Write out the material exactly, without any of its pictures.

......

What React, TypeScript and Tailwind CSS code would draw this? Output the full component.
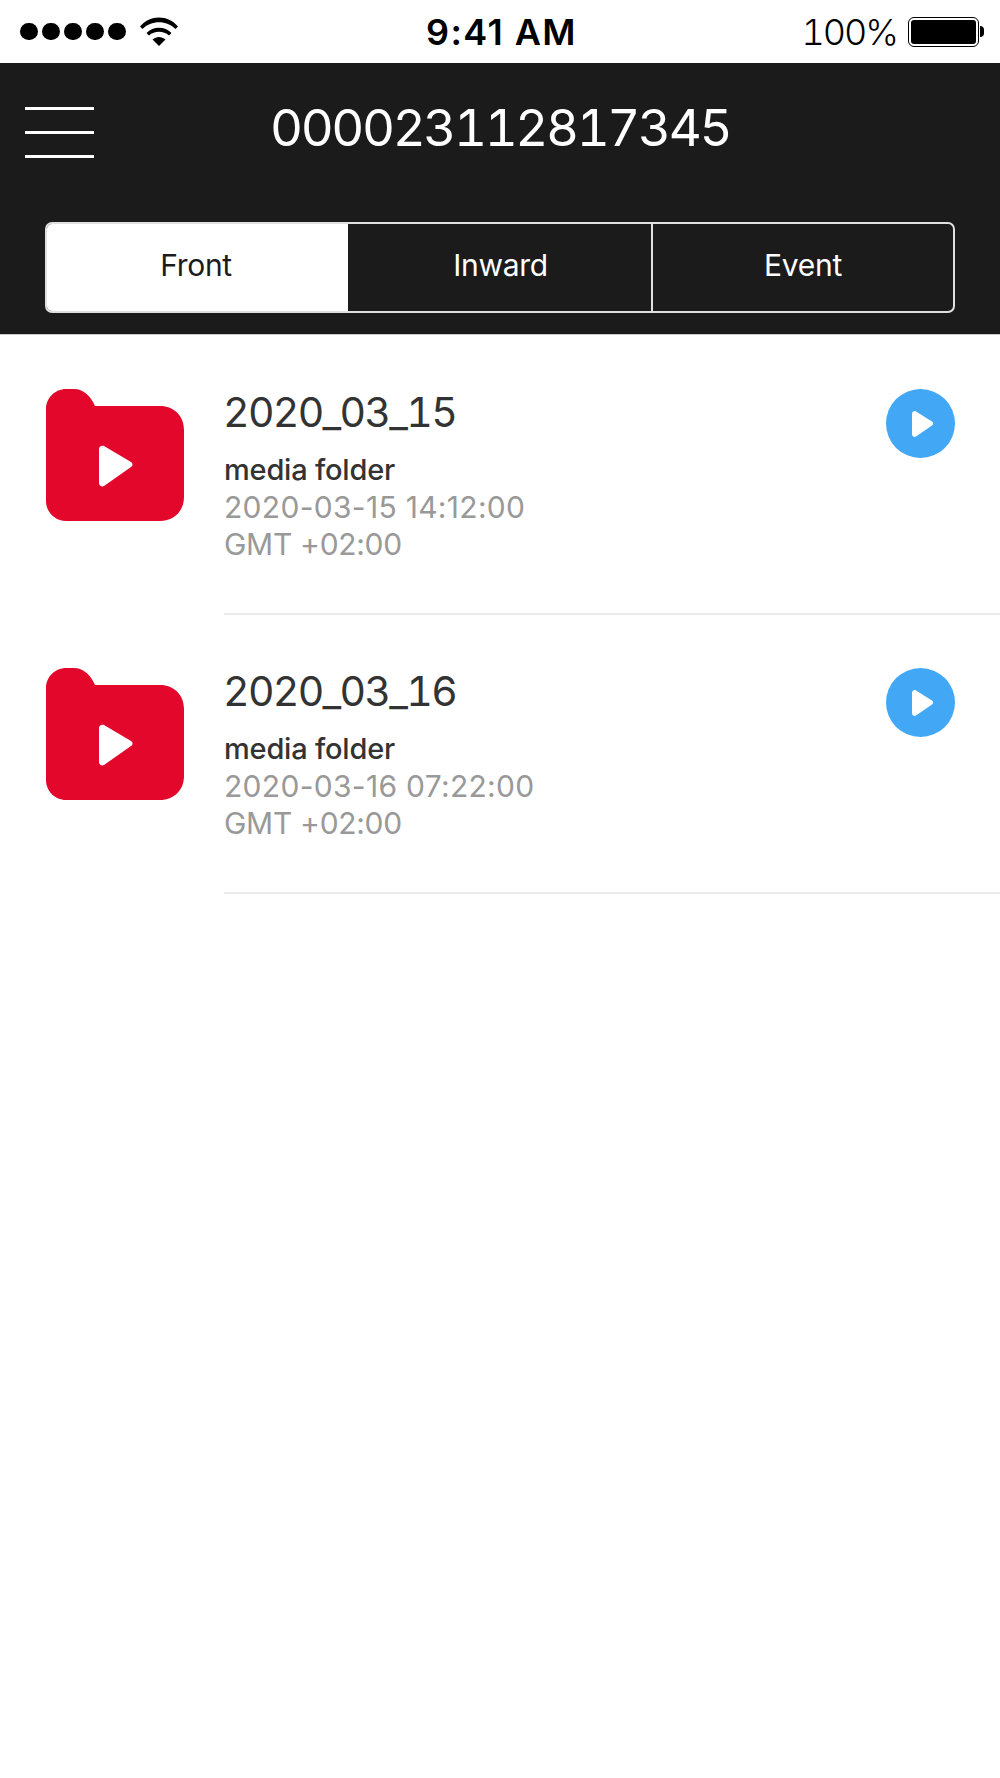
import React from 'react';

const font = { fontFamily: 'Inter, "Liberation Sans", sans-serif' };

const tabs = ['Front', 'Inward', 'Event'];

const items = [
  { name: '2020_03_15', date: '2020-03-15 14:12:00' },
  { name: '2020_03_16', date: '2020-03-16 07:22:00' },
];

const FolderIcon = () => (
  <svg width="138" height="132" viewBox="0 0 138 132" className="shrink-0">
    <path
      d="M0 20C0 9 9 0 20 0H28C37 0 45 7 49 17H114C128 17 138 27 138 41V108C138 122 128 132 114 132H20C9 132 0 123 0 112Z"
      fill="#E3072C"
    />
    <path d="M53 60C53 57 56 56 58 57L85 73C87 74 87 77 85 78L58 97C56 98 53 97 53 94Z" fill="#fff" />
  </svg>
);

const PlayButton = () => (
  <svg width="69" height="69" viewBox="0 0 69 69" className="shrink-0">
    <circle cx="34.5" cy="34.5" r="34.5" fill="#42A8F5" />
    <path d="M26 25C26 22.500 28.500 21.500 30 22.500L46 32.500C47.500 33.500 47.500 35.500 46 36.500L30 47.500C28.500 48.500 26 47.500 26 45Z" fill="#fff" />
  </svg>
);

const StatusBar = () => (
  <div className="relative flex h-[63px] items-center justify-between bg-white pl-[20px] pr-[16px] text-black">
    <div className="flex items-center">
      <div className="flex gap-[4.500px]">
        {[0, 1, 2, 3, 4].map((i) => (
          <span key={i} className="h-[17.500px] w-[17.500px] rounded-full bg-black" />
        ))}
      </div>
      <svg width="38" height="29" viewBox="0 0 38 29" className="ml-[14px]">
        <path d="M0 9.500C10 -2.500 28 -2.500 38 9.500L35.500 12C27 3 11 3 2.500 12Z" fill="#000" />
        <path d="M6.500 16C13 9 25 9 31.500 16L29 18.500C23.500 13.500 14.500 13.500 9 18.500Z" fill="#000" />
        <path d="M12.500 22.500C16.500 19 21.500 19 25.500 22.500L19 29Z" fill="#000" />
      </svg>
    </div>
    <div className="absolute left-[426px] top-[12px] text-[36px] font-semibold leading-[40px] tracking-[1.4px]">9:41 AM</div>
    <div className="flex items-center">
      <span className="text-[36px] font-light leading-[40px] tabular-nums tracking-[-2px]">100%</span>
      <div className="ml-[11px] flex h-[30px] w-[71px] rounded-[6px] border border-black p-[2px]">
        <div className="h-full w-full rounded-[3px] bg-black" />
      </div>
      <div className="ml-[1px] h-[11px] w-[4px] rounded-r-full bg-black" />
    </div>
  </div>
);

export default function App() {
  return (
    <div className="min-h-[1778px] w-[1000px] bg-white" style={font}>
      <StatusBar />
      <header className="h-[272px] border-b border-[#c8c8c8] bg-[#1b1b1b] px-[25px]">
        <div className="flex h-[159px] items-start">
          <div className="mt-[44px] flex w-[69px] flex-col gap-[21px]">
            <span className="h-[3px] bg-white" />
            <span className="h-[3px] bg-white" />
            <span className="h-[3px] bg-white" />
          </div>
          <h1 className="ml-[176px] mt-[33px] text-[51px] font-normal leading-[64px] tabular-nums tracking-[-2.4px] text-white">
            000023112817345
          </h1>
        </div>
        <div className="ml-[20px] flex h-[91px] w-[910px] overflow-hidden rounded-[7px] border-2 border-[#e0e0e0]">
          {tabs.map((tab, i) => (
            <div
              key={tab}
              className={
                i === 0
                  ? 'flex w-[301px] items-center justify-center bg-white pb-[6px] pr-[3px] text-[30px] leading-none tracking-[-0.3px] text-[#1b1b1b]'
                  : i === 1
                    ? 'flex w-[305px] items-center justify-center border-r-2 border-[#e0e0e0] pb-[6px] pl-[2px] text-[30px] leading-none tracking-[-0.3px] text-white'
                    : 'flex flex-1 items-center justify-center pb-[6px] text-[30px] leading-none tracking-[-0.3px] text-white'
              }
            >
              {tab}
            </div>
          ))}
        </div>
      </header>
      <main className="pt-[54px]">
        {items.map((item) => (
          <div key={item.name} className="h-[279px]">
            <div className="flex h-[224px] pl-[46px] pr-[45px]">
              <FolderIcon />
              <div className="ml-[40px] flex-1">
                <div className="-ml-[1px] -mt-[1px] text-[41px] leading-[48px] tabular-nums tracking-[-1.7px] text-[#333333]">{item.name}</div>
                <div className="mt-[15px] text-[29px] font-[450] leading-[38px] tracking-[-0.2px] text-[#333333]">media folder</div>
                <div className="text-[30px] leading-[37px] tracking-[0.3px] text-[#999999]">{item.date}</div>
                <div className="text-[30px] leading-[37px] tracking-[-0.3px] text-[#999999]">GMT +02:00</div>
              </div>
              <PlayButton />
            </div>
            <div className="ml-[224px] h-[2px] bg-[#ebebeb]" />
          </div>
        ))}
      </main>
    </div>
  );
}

......

● RESULT OF THIS EXERCISE:
What React, TypeScript and Tailwind CSS code would draw this? Output the full component.
import React from 'react';

const font = { fontFamily: 'Inter, "Liberation Sans", sans-serif' };

const tabs = ['Front', 'Inward', 'Event'];

const items = [
  { name: '2020_03_15', date: '2020-03-15 14:12:00' },
  { name: '2020_03_16', date: '2020-03-16 07:22:00' },
];

const FolderIcon = () => (
  <svg width="138" height="132" viewBox="0 0 138 132" className="shrink-0">
    <path
      d="M0 20C0 9 9 0 20 0H28C37 0 45 7 49 17H114C128 17 138 27 138 41V108C138 122 128 132 114 132H20C9 132 0 123 0 112Z"
      fill="#E3072C"
    />
    <path d="M53 60C53 57 56 56 58 57L85 73C87 74 87 77 85 78L58 97C56 98 53 97 53 94Z" fill="#fff" />
  </svg>
);

const PlayButton = () => (
  <svg width="69" height="69" viewBox="0 0 69 69" className="shrink-0">
    <circle cx="34.5" cy="34.5" r="34.5" fill="#42A8F5" />
    <path d="M26 25C26 22.500 28.500 21.500 30 22.500L46 32.500C47.500 33.500 47.500 35.500 46 36.500L30 47.500C28.500 48.500 26 47.500 26 45Z" fill="#fff" />
  </svg>
);

const StatusBar = () => (
  <div className="relative flex h-[63px] items-center justify-between bg-white pl-[20px] pr-[16px] text-black">
    <div className="flex items-center">
      <div className="flex gap-[4.500px]">
        {[0, 1, 2, 3, 4].map((i) => (
          <span key={i} className="h-[17.500px] w-[17.500px] rounded-full bg-black" />
        ))}
      </div>
      <svg width="38" height="29" viewBox="0 0 38 29" className="ml-[14px]">
        <path d="M0 9.500C10 -2.500 28 -2.500 38 9.500L35.500 12C27 3 11 3 2.500 12Z" fill="#000" />
        <path d="M6.500 16C13 9 25 9 31.500 16L29 18.500C23.500 13.500 14.500 13.500 9 18.500Z" fill="#000" />
        <path d="M12.500 22.500C16.500 19 21.500 19 25.500 22.500L19 29Z" fill="#000" />
      </svg>
    </div>
    <div className="absolute left-[426px] top-[12px] text-[36px] font-semibold leading-[40px] tracking-[1.4px]">9:41 AM</div>
    <div className="flex items-center">
      <span className="text-[36px] font-light leading-[40px] tabular-nums tracking-[-2px]">100%</span>
      <div className="ml-[11px] flex h-[30px] w-[71px] rounded-[6px] border border-black p-[2px]">
        <div className="h-full w-full rounded-[3px] bg-black" />
      </div>
      <div className="ml-[1px] h-[11px] w-[4px] rounded-r-full bg-black" />
    </div>
  </div>
);

export default function App() {
  return (
    <div className="min-h-[1778px] w-[1000px] bg-white" style={font}>
      <StatusBar />
      <header className="h-[272px] border-b border-[#c8c8c8] bg-[#1b1b1b] px-[25px]">
        <div className="flex h-[159px] items-start">
          <div className="mt-[44px] flex w-[69px] flex-col gap-[21px]">
            <span className="h-[3px] bg-white" />
            <span className="h-[3px] bg-white" />
            <span className="h-[3px] bg-white" />
          </div>
          <h1 className="ml-[176px] mt-[33px] text-[51px] font-normal leading-[64px] tabular-nums tracking-[-2.4px] text-white">
            000023112817345
          </h1>
        </div>
        <div className="ml-[20px] flex h-[91px] w-[910px] overflow-hidden rounded-[7px] border-2 border-[#e0e0e0]">
          {tabs.map((tab, i) => (
            <div
              key={tab}
              className={
                i === 0
                  ? 'flex w-[301px] items-center justify-center bg-white pb-[6px] pr-[3px] text-[30px] leading-none tracking-[-0.3px] text-[#1b1b1b]'
                  : i === 1
                    ? 'flex w-[305px] items-center justify-center border-r-2 border-[#e0e0e0] pb-[6px] pl-[2px] text-[30px] leading-none tracking-[-0.3px] text-white'
                    : 'flex flex-1 items-center justify-center pb-[6px] text-[30px] leading-none tracking-[-0.3px] text-white'
              }
            >
              {tab}
            </div>
          ))}
        </div>
      </header>
      <main className="pt-[54px]">
        {items.map((item) => (
          <div key={item.name} className="h-[279px]">
            <div className="flex h-[224px] pl-[46px] pr-[45px]">
              <FolderIcon />
              <div className="ml-[40px] flex-1">
                <div className="-ml-[1px] -mt-[1px] text-[41px] leading-[48px] tabular-nums tracking-[-1.7px] text-[#333333]">{item.name}</div>
                <div className="mt-[15px] text-[29px] font-[450] leading-[38px] tracking-[-0.2px] text-[#333333]">media folder</div>
                <div className="text-[30px] leading-[37px] tracking-[0.3px] text-[#999999]">{item.date}</div>
                <div className="text-[30px] leading-[37px] tracking-[-0.3px] text-[#999999]">GMT +02:00</div>
              </div>
              <PlayButton />
            </div>
            <div className="ml-[224px] h-[2px] bg-[#ebebeb]" />
          </div>
        ))}
      </main>
    </div>
  );
}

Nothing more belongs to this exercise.